Speaking of which, eval is also a first-class function; that doesn't mean it's a good idea to use all the time.


The point isn't that eval or fexprs are good to use all over the place. It's interesting as an exercise in language design to see what is possible when they are available.

And to the fact that fexprs operate on second class data. It's still a win that they are first class objects. It means you can dynamically pick which fexpr (or applicative operator) to call on a set of arguments, which like you said, can be selectively eval'd.


As far as the FEXPR itself is concerned, exactly that is possible with (some-fexpr env arg1 arg2 ...) as what is possible with (some-function env 'arg1 'arg2). It's just to that you have syntactic sugar there in not having to quote the arguments to suppress their evaluation.

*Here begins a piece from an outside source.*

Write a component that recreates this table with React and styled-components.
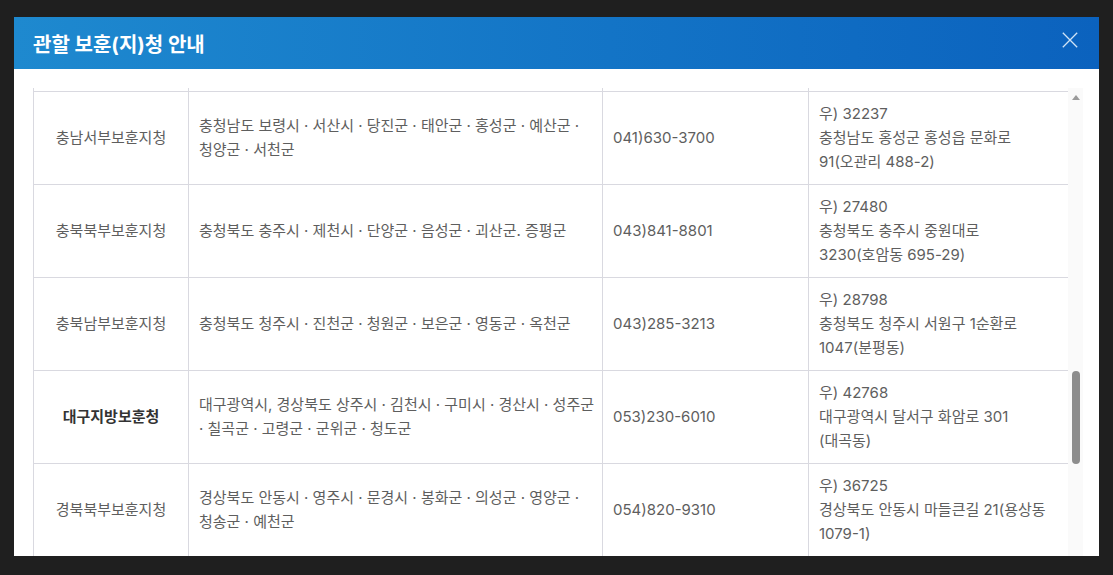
import React, { useLayoutEffect, useRef, useState } from 'react';
import styled, { createGlobalStyle } from 'styled-components';

const GlobalStyle = createGlobalStyle`
  html, body {
    margin: 0;
    padding: 0;
    background: #1f1f1f;
  }
  body {
    font-family: Inter, 'Noto Sans CJK KR', sans-serif;
  }
`;

const Screen = styled.div`
  width: 1113px;
  height: 575px;
  padding: 17px 0 0 14px;
  box-sizing: border-box;
  overflow: hidden;
`;

const Modal = styled.div`
  width: 1085px;
  height: 539px;
  background: #fff;
  display: flex;
  flex-direction: column;
  overflow: hidden;
`;

const Header = styled.div`
  height: 52px;
  flex-shrink: 0;
  display: flex;
  align-items: center;
  justify-content: space-between;
  padding: 0 19px 0 19px;
  background: linear-gradient(90deg, #1e89cf 0%, #1374c6 55%, #0b62be 100%);
`;

const Title = styled.h2`
  margin: 0;
  color: #fff;
  font-family: Inter, 'Noto Sans CJK KR', sans-serif;
  font-size: 20px;
  font-weight: 700;
  letter-spacing: 0;
`;

const CloseBtn = styled.button`
  width: 20px;
  height: 20px;
  margin-bottom: 7px;
  padding: 0;
  border: 0;
  background: none;
  display: flex;
  align-items: center;
  justify-content: center;
  cursor: pointer;
`;

const Body = styled.div`
  flex: 1;
  min-height: 0;
  display: flex;
  padding: 19px 16px 0 19px;
`;

const Scroller = styled.div`
  width: 1035px;
  height: 100%;
  overflow-y: auto;
  scrollbar-width: none;

  &::-webkit-scrollbar {
    display: none;
  }
`;

const Rail = styled.div`
  width: 15px;
  flex-shrink: 0;
  background: #fafafa;
  display: flex;
  flex-direction: column;
  align-items: center;
`;

const RailArrow = styled.div`
  height: 16px;
  width: 100%;
  flex-shrink: 0;
  display: flex;
  justify-content: center;
  padding-top: 7px;
  box-sizing: border-box;

  &::before {
    content: '';
    width: 0;
    height: 0;
    border-left: 4px solid transparent;
    border-right: 4px solid transparent;
    border-bottom: 5px solid #9b9b9b;
  }
`;

const Thumb = styled.div`
  width: 8px;
  flex-shrink: 0;
  border-radius: 4px;
  background: #8d8d8d;
  margin-left: 1px;
`;

const Table = styled.table`
  width: 1035px;
  table-layout: fixed;
  border-collapse: collapse;
  font-family: Inter, 'Noto Sans CJK KR', sans-serif;
  font-size: 15px;
  line-height: 24px;
  color: #5a5a5a;
`;

const HeadCell = styled.th`
  height: 44px;
  border: 1px solid #d9d9e0;
  background: #f4f5f7;
  color: #333;
  font-weight: 700;
  text-align: center;
`;

const Cell = styled.td`
  border: 1px solid #d9d9e0;
  padding: 10px 10px;
  vertical-align: middle;
  text-align: ${(p) => (p.$center ? 'center' : 'left')};
  font-weight: ${(p) => (p.$strong ? 700 : 400)};
  color: ${(p) => (p.$strong ? '#333' : '#5e5e5e')};
`;

const Line = styled.span`
  display: block;
  white-space: nowrap;
`;

const offices = [
  {
    name: '서울지방보훈청',
    area: ['서울특별시 종로구 · 중구 · 용산구 · 성동구 · 광진구 ·', '동대문구 · 중랑구 · 성북구'],
    tel: '02)2008-1700',
    addr: ['우) 04513', '서울특별시 중구 세종대로 9길', '20(서소문동)'],
  },
  {
    name: '서울남부보훈지청',
    area: ['서울특별시 영등포구 · 구로구 · 금천구 · 관악구 · 동작구 ·', '양천구 · 강서구'],
    tel: '02)2680-2100',
    addr: ['우) 07292', '서울특별시 영등포구 문래로', '164(문래동)'],
  },
  {
    name: '서울북부보훈지청',
    area: ['서울특별시 강북구 · 도봉구 · 노원구 · 은평구 · 서대문구 ·', '마포구'],
    tel: '02)944-7700',
    addr: ['우) 01369', '서울특별시 도봉구 마들로', '749(도봉동)'],
  },
  {
    name: '서울동부보훈지청',
    area: ['서울특별시 강남구 · 서초구 · 송파구 · 강동구'],
    tel: '02)2140-1800',
    addr: ['우) 05510', '서울특별시 송파구 올림픽로', '300(신천동)'],
  },
  {
    name: '인천보훈지청',
    area: ['인천광역시, 경기도 부천시 · 김포시'],
    tel: '032)430-9100',
    addr: ['우) 21554', '인천광역시 남동구 정각로', '29(구월동)'],
  },
  {
    name: '경기남부보훈지청',
    area: ['경기도 수원시 · 화성시 · 오산시 · 평택시 · 안성시 · 용인시 ·', '이천시 · 여주시'],
    tel: '031)259-7200',
    addr: ['우) 16514', '경기도 수원시 팔달구 효원로', '1(매산로3가)'],
  },
  {
    name: '경기동부보훈지청',
    area: ['경기도 성남시 · 하남시 · 광주시 · 양평군 · 가평군 · 구리시 ·', '남양주시'],
    tel: '031)750-5300',
    addr: ['우) 13105', '경기도 성남시 수정구 수정로', '218(태평동)'],
  },
  {
    name: '경기북부보훈지청',
    area: ['경기도 의정부시 · 양주시 · 동두천시 · 포천시 · 연천군 ·', '고양시 · 파주시'],
    tel: '031)870-9000',
    addr: ['우) 11691', '경기도 의정부시 청사로', '1(금오동)'],
  },
  {
    name: '경기서부보훈지청',
    area: ['경기도 안양시 · 안산시 · 시흥시 · 광명시 · 군포시 · 의왕시 ·', '과천시'],
    tel: '031)427-3800',
    addr: ['우) 14067', '경기도 안양시 동안구 시민대로', '235(관양동)'],
  },
  {
    name: '강원서부보훈지청',
    area: ['강원특별자치도 춘천시 · 원주시 · 홍천군 · 횡성군 · 화천군 ·', '양구군 · 인제군 · 철원군'],
    tel: '033)258-6100',
    addr: ['우) 24236', '강원특별자치도 춘천시 영서로', '2128(퇴계동)'],
  },
  {
    name: '강원동부보훈지청',
    area: ['강원특별자치도 강릉시 · 동해시 · 삼척시 · 속초시 · 태백시 ·', '양양군 · 고성군 · 평창군 · 정선군 · 영월군'],
    tel: '033)649-6300',
    addr: ['우) 25517', '강원특별자치도 강릉시 강릉대로', '33(홍제동)'],
  },
  {
    name: '대전지방보훈청',
    area: ['대전광역시, 세종특별자치시, 충청남도 공주시 · 논산시 ·', '계룡시 · 금산군 · 부여군 · 청양군'],
    tel: '042)939-6100',
    addr: ['우) 35208', '대전광역시 서구 청사로', '189(둔산동)'],
  },
  {
    name: '충남동부보훈지청',
    area: ['충청남도 천안시 · 아산시'],
    tel: '041)520-1600',
    addr: ['우) 31118', '충청남도 천안시 동남구 중앙로', '92(문화동)'],
  },
  {
    name: '충남남부보훈지청',
    area: ['충청남도 논산시 · 계룡시 · 부여군'],
    tel: '041)730-1800',
    addr: ['우) 32959', '충청남도 논산시 시민로', '210(내동)'],
  },
  {
    name: '충남서부보훈지청',
    area: ['충청남도 보령시 · 서산시 · 당진군 · 태안군 · 홍성군 · 예산군 ·', '청양군 · 서천군'],
    tel: '041)630-3700',
    addr: ['우) 32237', '충청남도 홍성군 홍성읍 문화로', '91(오관리 488-2)'],
    anchor: true,
  },
  {
    name: '충북북부보훈지청',
    area: ['충청북도 충주시 · 제천시 · 단양군 · 음성군 · 괴산군. 증평군'],
    tel: '043)841-8801',
    addr: ['우) 27480', '충청북도 충주시 중원대로', '3230(호암동 695-29)'],
  },
  {
    name: '충북남부보훈지청',
    area: ['충청북도 청주시 · 진천군 · 청원군 · 보은군 · 영동군 · 옥천군'],
    tel: '043)285-3213',
    addr: ['우) 28798', '충청북도 청주시 서원구 1순환로', '1047(분평동)'],
  },
  {
    name: '대구지방보훈청',
    area: ['대구광역시, 경상북도 상주시 · 김천시 · 구미시 · 경산시 · 성주군', '· 칠곡군 · 고령군 · 군위군 · 청도군'],
    tel: '053)230-6010',
    addr: ['우) 42768', '대구광역시 달서구 화암로 301', '(대곡동)'],
    strong: true,
  },
  {
    name: '경북북부보훈지청',
    area: ['경상북도 안동시 · 영주시 · 문경시 · 봉화군 · 의성군 · 영양군 ·', '청송군 · 예천군'],
    tel: '054)820-9310',
    addr: ['우) 36725', '경상북도 안동시 마들큰길 21(용상동', '1079-1)'],
  },
  {
    name: '경북남부보훈지청',
    area: ['경상북도 포항시 · 경주시 · 영천시 · 영덕군 · 울진군 ·', '울릉군'],
    tel: '054)270-7500',
    addr: ['우) 37770', '경상북도 포항시 북구 양덕로', '50(장성동)'],
  },
  {
    name: '부산지방보훈청',
    area: ['부산광역시, 경상남도 김해시 · 양산시 · 밀양시'],
    tel: '051)660-6200',
    addr: ['우) 47545', '부산광역시 연제구 월드컵대로', '125(연산동)'],
  },
  {
    name: '광주지방보훈청',
    area: ['광주광역시, 전라남도 나주시 · 담양군 · 곡성군 · 화순군 ·', '장성군 · 영광군 · 함평군'],
    tel: '062)975-6300',
    addr: ['우) 61949', '광주광역시 서구 시청로', '48(치평동)'],
  },
  {
    name: '전북서부보훈지청',
    area: ['전북특별자치도 전주시 · 군산시 · 익산시 · 김제시 · 정읍시 ·', '부안군 · 고창군 · 완주군'],
    tel: '063)280-1100',
    addr: ['우) 54968', '전북특별자치도 전주시 완산구', '서원로 72(효자동)'],
  },
  {
    name: '제주보훈지청',
    area: ['제주특별자치도'],
    tel: '064)720-1300',
    addr: ['우) 63122', '제주특별자치도 제주시 문연로', '6(연동)'],
  },
];

function CloseIcon() {
  return (
    <svg width="16" height="16" viewBox="0 0 16 16" fill="none">
      <path d="M0.8 0.8L15.2 15.2M15.2 0.8L0.8 15.2" stroke="#cfe3f6" strokeWidth="1.3" />
    </svg>
  );
}

function Lines({ items }) {
  return items.map((t, i) => <Line key={i}>{t}</Line>);
}

const ARROW_H = 16;

function App() {
  const scrollRef = useRef(null);
  const anchorRef = useRef(null);
  const [thumb, setThumb] = useState({ top: 0, height: 0 });

  const measure = () => {
    const box = scrollRef.current;
    if (!box) return;
    const track = box.clientHeight - ARROW_H;
    const height = Math.max(20, Math.round((track * box.clientHeight) / box.scrollHeight));
    const range = box.scrollHeight - box.clientHeight;
    const top = range > 0 ? Math.round(((track - height) * box.scrollTop) / range) : 0;
    setThumb({ top, height });
  };

  useLayoutEffect(() => {
    const box = scrollRef.current;
    const row = anchorRef.current;
    if (!box || !row) return;
    const top = row.getBoundingClientRect().top - box.getBoundingClientRect().top;
    box.scrollTop = top - 4;
    measure();
  }, []);

  return (
    <>
      <GlobalStyle />
      <Screen>
        <Modal>
          <Header>
            <Title>관할 보훈(지)청 안내</Title>
            <CloseBtn aria-label="닫기">
              <CloseIcon />
            </CloseBtn>
          </Header>
          <Body>
            <Scroller ref={scrollRef} onScroll={measure}>
              <Table>
                <colgroup>
                  <col style={{ width: '155px' }} />
                  <col style={{ width: '414px' }} />
                  <col style={{ width: '206px' }} />
                  <col style={{ width: '260px' }} />
                </colgroup>
                <thead>
                  <tr>
                    <HeadCell>보훈관서</HeadCell>
                    <HeadCell>관할구역</HeadCell>
                    <HeadCell>전화번호</HeadCell>
                    <HeadCell>주소</HeadCell>
                  </tr>
                </thead>
                <tbody>
                  {offices.map((o) => (
                    <tr key={o.name} ref={o.anchor ? anchorRef : null}>
                      <Cell $center $strong={o.strong}>
                        {o.name}
                      </Cell>
                      <Cell>
                        <Lines items={o.area} />
                      </Cell>
                      <Cell>{o.tel}</Cell>
                      <Cell>
                        <Lines items={o.addr} />
                      </Cell>
                    </tr>
                  ))}
                </tbody>
              </Table>
            </Scroller>
            <Rail>
              <RailArrow />
              <Thumb style={{ marginTop: thumb.top, height: thumb.height }} />
            </Rail>
          </Body>
        </Modal>
      </Screen>
    </>
  );
}

export default App;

The enabler of interesting semantics is not the FEXPR but the env: that the environment is available to the program itself, reified as an object. We can write code which somehow receives this env as an argument and then use it in eval. (Then it's basically an afterthought that we can put such code into functions, hook them to operator names, and have the interpreter dispatch them for us, and automatically pass them the environment.)

Given access to the environment, we can explore questions like, "what if we dynamically build a piece of code, say, based on some external inputs, and then evaluate it in the environment where it can see the local variables of the current function?"

Ultimately, this sort of thing is entertaining bunk, which could be why it disappeared: the evaluation-semantic equivalent of Escherian impossible waterfalls and such puns and ironies. (I just coined a term: trompe d' eval).

Or, maybe the ancient Lispers were wrong; was there a tiny baby hiding in the bath water? Was it really just chauvinism (our main program is research into better compilers, and whatever gets in our path is to be pushed aside).

Possibly, the Algol people and lexical scoping had an influence: lexical scopes encapsulate and protect. You don't want to reveal run-time access to the environment, which breaks the doctrines of lexical scoping, allowing a function to peek into or mutate another's environment, if it only it receives that environment as an object. That would have been repugnant to the Wirths and Dijkstras of that heyday.

We have a less powerful version of this in the lexical closure, which binds a specific piece of code to a specific environment, without revealing that environment as an object. The closure is reified; the environment isn't, being considered something lower-level that remains hidden under the hood (and subject to a myriad implementation strategies which make it hard to model as a cohesive object).


Great response. I admit I am interested in fexprs because of the syntactic sugar; not having to quote arguments means code can look more like words at the top level, and smaller functions can deal with how they are interpreted.

As far as the search for compilers is concerned, I think what is considered powerful notation should be kept around, even if it's tough to compile at the moment.


If you have a compiled Lisp with an interpreter also, adding fexprs creates the interesting possibility the fexprs themselves may be compiled.

Suppose the Lisp is bootstrapped in some other language, like C or assembler. The special operators in the interpreter are written in C. If you write the IF operator in C, and that operator itself needs an if operator, it uses the C if statement or ternary operator. (Obvious, right? No level confusion.)

If you add FEXPRS, they are interpreted code themselves: interpreted code controlling the interpretation of code. If you write an IF FEXPR and it needs an if operator, and you use IF, then you get infinite regress/recursion: while trying to interpret IF, the IF FEXPR calls itself, and then runs into the same situation, calling itself again, ...

If the Lisp has a compiler and macros, then you can write an IF macro, and compile that FEXPR. Then, when the interpreter evaluates an IF form, it now dispatches a compiled function. When that function needs IF, it's just running the compiled code, and not recursing any more; the IF FEXPR is only for interpreted code.

FEXPR's can do some "impossible things", and if you want to do those things fast, compiled FEXPR's could be useful.